Exercise aim.
Give the listing again exactly, omitting its images.

Given information.

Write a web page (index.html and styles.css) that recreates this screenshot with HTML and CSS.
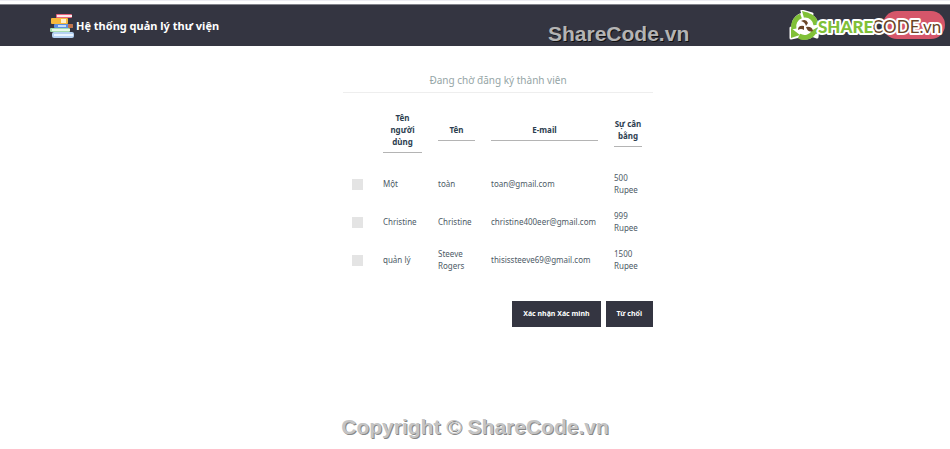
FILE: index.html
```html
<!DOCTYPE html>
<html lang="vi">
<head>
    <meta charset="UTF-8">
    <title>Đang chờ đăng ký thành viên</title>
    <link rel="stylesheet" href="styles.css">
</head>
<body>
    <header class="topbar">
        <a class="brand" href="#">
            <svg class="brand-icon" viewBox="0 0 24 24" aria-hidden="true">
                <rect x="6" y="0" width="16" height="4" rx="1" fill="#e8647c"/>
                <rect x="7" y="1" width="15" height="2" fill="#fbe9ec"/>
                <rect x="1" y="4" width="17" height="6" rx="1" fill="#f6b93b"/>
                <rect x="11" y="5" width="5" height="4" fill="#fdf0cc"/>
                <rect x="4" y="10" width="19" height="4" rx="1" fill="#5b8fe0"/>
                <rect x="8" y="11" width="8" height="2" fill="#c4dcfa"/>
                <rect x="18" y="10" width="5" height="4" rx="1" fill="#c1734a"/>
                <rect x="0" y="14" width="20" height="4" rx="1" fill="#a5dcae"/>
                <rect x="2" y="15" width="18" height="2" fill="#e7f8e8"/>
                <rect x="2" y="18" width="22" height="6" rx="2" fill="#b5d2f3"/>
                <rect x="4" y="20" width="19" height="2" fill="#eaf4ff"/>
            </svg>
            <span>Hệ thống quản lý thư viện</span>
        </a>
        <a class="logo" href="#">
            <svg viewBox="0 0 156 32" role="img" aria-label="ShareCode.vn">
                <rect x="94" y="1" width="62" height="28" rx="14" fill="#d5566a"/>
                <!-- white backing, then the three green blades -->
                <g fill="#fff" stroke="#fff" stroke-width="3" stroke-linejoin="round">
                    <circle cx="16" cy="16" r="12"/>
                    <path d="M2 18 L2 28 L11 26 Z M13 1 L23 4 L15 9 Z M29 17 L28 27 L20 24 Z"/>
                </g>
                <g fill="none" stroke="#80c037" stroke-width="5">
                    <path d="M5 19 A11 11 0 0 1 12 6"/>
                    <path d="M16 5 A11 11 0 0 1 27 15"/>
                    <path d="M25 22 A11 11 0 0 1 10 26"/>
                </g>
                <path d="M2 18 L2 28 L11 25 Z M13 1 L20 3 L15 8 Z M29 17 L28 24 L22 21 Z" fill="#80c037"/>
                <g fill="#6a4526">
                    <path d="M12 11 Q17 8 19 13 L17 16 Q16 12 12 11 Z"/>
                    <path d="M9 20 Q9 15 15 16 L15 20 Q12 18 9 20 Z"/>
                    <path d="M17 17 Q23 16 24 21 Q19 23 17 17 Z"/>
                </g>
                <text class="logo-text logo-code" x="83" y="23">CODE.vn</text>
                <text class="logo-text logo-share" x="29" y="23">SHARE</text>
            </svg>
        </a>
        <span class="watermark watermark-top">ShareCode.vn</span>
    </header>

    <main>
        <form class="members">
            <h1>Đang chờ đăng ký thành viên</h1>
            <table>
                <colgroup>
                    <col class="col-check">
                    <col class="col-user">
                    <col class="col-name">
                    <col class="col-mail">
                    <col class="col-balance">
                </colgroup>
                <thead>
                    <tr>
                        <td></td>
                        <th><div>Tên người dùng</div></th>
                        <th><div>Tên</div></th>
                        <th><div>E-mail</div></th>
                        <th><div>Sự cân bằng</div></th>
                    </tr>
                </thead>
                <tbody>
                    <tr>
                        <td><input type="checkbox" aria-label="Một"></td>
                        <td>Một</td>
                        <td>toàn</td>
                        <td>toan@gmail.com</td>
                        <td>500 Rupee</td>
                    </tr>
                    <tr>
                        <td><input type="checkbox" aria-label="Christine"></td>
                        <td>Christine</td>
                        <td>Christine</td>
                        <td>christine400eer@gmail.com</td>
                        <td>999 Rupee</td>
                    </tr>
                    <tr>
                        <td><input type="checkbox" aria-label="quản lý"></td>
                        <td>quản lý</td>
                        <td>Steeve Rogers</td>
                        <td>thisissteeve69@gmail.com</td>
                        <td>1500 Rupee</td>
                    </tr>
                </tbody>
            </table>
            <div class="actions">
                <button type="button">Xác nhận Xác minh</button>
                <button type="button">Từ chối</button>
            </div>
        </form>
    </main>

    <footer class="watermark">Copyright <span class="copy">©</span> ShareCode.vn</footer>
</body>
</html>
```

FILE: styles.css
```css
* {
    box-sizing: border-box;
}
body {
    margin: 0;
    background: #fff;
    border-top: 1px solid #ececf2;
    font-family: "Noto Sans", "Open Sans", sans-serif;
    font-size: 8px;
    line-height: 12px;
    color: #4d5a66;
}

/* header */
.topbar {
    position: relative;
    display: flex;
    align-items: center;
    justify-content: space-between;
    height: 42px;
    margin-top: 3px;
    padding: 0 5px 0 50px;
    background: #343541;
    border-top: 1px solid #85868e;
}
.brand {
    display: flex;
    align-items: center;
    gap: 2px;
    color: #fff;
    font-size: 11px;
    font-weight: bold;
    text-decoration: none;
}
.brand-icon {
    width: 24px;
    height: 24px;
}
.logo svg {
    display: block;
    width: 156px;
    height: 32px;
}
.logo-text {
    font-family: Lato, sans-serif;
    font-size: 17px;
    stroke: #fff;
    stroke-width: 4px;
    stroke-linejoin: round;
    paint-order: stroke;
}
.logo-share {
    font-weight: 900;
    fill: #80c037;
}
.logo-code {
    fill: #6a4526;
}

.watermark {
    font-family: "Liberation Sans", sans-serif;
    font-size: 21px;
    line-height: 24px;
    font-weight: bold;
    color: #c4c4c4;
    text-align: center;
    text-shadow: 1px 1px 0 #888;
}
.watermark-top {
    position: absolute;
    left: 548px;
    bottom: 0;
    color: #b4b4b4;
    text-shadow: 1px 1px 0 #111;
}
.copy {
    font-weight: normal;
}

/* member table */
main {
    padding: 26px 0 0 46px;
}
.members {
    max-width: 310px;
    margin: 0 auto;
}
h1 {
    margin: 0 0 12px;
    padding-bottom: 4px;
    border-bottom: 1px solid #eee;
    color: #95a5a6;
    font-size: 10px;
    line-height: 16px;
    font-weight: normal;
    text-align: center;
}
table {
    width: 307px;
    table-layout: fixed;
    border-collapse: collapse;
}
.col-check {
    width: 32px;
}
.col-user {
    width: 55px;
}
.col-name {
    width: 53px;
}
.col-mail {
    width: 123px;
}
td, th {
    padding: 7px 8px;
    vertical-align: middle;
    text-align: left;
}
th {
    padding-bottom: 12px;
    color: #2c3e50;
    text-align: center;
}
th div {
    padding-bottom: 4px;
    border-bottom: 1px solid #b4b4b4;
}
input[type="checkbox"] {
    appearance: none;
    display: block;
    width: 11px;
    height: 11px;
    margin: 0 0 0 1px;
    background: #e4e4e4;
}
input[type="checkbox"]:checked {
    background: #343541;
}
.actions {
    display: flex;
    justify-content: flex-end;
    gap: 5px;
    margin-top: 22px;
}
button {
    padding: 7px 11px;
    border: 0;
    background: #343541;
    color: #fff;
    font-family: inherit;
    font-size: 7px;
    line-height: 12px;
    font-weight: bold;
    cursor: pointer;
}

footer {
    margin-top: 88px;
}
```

Finished exercise.
Write a web page (index.html and styles.css) that recreates this screenshot with HTML and CSS.
FILE: index.html
```html
<!DOCTYPE html>
<html lang="vi">
<head>
    <meta charset="UTF-8">
    <title>Đang chờ đăng ký thành viên</title>
    <link rel="stylesheet" href="styles.css">
</head>
<body>
    <header class="topbar">
        <a class="brand" href="#">
            <svg class="brand-icon" viewBox="0 0 24 24" aria-hidden="true">
                <rect x="6" y="0" width="16" height="4" rx="1" fill="#e8647c"/>
                <rect x="7" y="1" width="15" height="2" fill="#fbe9ec"/>
                <rect x="1" y="4" width="17" height="6" rx="1" fill="#f6b93b"/>
                <rect x="11" y="5" width="5" height="4" fill="#fdf0cc"/>
                <rect x="4" y="10" width="19" height="4" rx="1" fill="#5b8fe0"/>
                <rect x="8" y="11" width="8" height="2" fill="#c4dcfa"/>
                <rect x="18" y="10" width="5" height="4" rx="1" fill="#c1734a"/>
                <rect x="0" y="14" width="20" height="4" rx="1" fill="#a5dcae"/>
                <rect x="2" y="15" width="18" height="2" fill="#e7f8e8"/>
                <rect x="2" y="18" width="22" height="6" rx="2" fill="#b5d2f3"/>
                <rect x="4" y="20" width="19" height="2" fill="#eaf4ff"/>
            </svg>
            <span>Hệ thống quản lý thư viện</span>
        </a>
        <a class="logo" href="#">
            <svg viewBox="0 0 156 32" role="img" aria-label="ShareCode.vn">
                <rect x="94" y="1" width="62" height="28" rx="14" fill="#d5566a"/>
                <!-- white backing, then the three green blades -->
                <g fill="#fff" stroke="#fff" stroke-width="3" stroke-linejoin="round">
                    <circle cx="16" cy="16" r="12"/>
                    <path d="M2 18 L2 28 L11 26 Z M13 1 L23 4 L15 9 Z M29 17 L28 27 L20 24 Z"/>
                </g>
                <g fill="none" stroke="#80c037" stroke-width="5">
                    <path d="M5 19 A11 11 0 0 1 12 6"/>
                    <path d="M16 5 A11 11 0 0 1 27 15"/>
                    <path d="M25 22 A11 11 0 0 1 10 26"/>
                </g>
                <path d="M2 18 L2 28 L11 25 Z M13 1 L20 3 L15 8 Z M29 17 L28 24 L22 21 Z" fill="#80c037"/>
                <g fill="#6a4526">
                    <path d="M12 11 Q17 8 19 13 L17 16 Q16 12 12 11 Z"/>
                    <path d="M9 20 Q9 15 15 16 L15 20 Q12 18 9 20 Z"/>
                    <path d="M17 17 Q23 16 24 21 Q19 23 17 17 Z"/>
                </g>
                <text class="logo-text logo-code" x="83" y="23">CODE.vn</text>
                <text class="logo-text logo-share" x="29" y="23">SHARE</text>
            </svg>
        </a>
        <span class="watermark watermark-top">ShareCode.vn</span>
    </header>

    <main>
        <form class="members">
            <h1>Đang chờ đăng ký thành viên</h1>
            <table>
                <colgroup>
                    <col class="col-check">
                    <col class="col-user">
                    <col class="col-name">
                    <col class="col-mail">
                    <col class="col-balance">
                </colgroup>
                <thead>
                    <tr>
                        <td></td>
                        <th><div>Tên người dùng</div></th>
                        <th><div>Tên</div></th>
                        <th><div>E-mail</div></th>
                        <th><div>Sự cân bằng</div></th>
                    </tr>
                </thead>
                <tbody>
                    <tr>
                        <td><input type="checkbox" aria-label="Một"></td>
                        <td>Một</td>
                        <td>toàn</td>
                        <td>toan@gmail.com</td>
                        <td>500 Rupee</td>
                    </tr>
                    <tr>
                        <td><input type="checkbox" aria-label="Christine"></td>
                        <td>Christine</td>
                        <td>Christine</td>
                        <td>christine400eer@gmail.com</td>
                        <td>999 Rupee</td>
                    </tr>
                    <tr>
                        <td><input type="checkbox" aria-label="quản lý"></td>
                        <td>quản lý</td>
                        <td>Steeve Rogers</td>
                        <td>thisissteeve69@gmail.com</td>
                        <td>1500 Rupee</td>
                    </tr>
                </tbody>
            </table>
            <div class="actions">
                <button type="button">Xác nhận Xác minh</button>
                <button type="button">Từ chối</button>
            </div>
        </form>
    </main>

    <footer class="watermark">Copyright <span class="copy">©</span> ShareCode.vn</footer>
</body>
</html>
```

FILE: styles.css
```css
* {
    box-sizing: border-box;
}
body {
    margin: 0;
    background: #fff;
    border-top: 1px solid #ececf2;
    font-family: "Noto Sans", "Open Sans", sans-serif;
    font-size: 8px;
    line-height: 12px;
    color: #4d5a66;
}

/* header */
.topbar {
    position: relative;
    display: flex;
    align-items: center;
    justify-content: space-between;
    height: 42px;
    margin-top: 3px;
    padding: 0 5px 0 50px;
    background: #343541;
    border-top: 1px solid #85868e;
}
.brand {
    display: flex;
    align-items: center;
    gap: 2px;
    color: #fff;
    font-size: 11px;
    font-weight: bold;
    text-decoration: none;
}
.brand-icon {
    width: 24px;
    height: 24px;
}
.logo svg {
    display: block;
    width: 156px;
    height: 32px;
}
.logo-text {
    font-family: Lato, sans-serif;
    font-size: 17px;
    stroke: #fff;
    stroke-width: 4px;
    stroke-linejoin: round;
    paint-order: stroke;
}
.logo-share {
    font-weight: 900;
    fill: #80c037;
}
.logo-code {
    fill: #6a4526;
}

.watermark {
    font-family: "Liberation Sans", sans-serif;
    font-size: 21px;
    line-height: 24px;
    font-weight: bold;
    color: #c4c4c4;
    text-align: center;
    text-shadow: 1px 1px 0 #888;
}
.watermark-top {
    position: absolute;
    left: 548px;
    bottom: 0;
    color: #b4b4b4;
    text-shadow: 1px 1px 0 #111;
}
.copy {
    font-weight: normal;
}

/* member table */
main {
    padding: 26px 0 0 46px;
}
.members {
    max-width: 310px;
    margin: 0 auto;
}
h1 {
    margin: 0 0 12px;
    padding-bottom: 4px;
    border-bottom: 1px solid #eee;
    color: #95a5a6;
    font-size: 10px;
    line-height: 16px;
    font-weight: normal;
    text-align: center;
}
table {
    width: 307px;
    table-layout: fixed;
    border-collapse: collapse;
}
.col-check {
    width: 32px;
}
.col-user {
    width: 55px;
}
.col-name {
    width: 53px;
}
.col-mail {
    width: 123px;
}
td, th {
    padding: 7px 8px;
    vertical-align: middle;
    text-align: left;
}
th {
    padding-bottom: 12px;
    color: #2c3e50;
    text-align: center;
}
th div {
    padding-bottom: 4px;
    border-bottom: 1px solid #b4b4b4;
}
input[type="checkbox"] {
    appearance: none;
    display: block;
    width: 11px;
    height: 11px;
    margin: 0 0 0 1px;
    background: #e4e4e4;
}
input[type="checkbox"]:checked {
    background: #343541;
}
.actions {
    display: flex;
    justify-content: flex-end;
    gap: 5px;
    margin-top: 22px;
}
button {
    padding: 7px 11px;
    border: 0;
    background: #343541;
    color: #fff;
    font-family: inherit;
    font-size: 7px;
    line-height: 12px;
    font-weight: bold;
    cursor: pointer;
}

footer {
    margin-top: 88px;
}
```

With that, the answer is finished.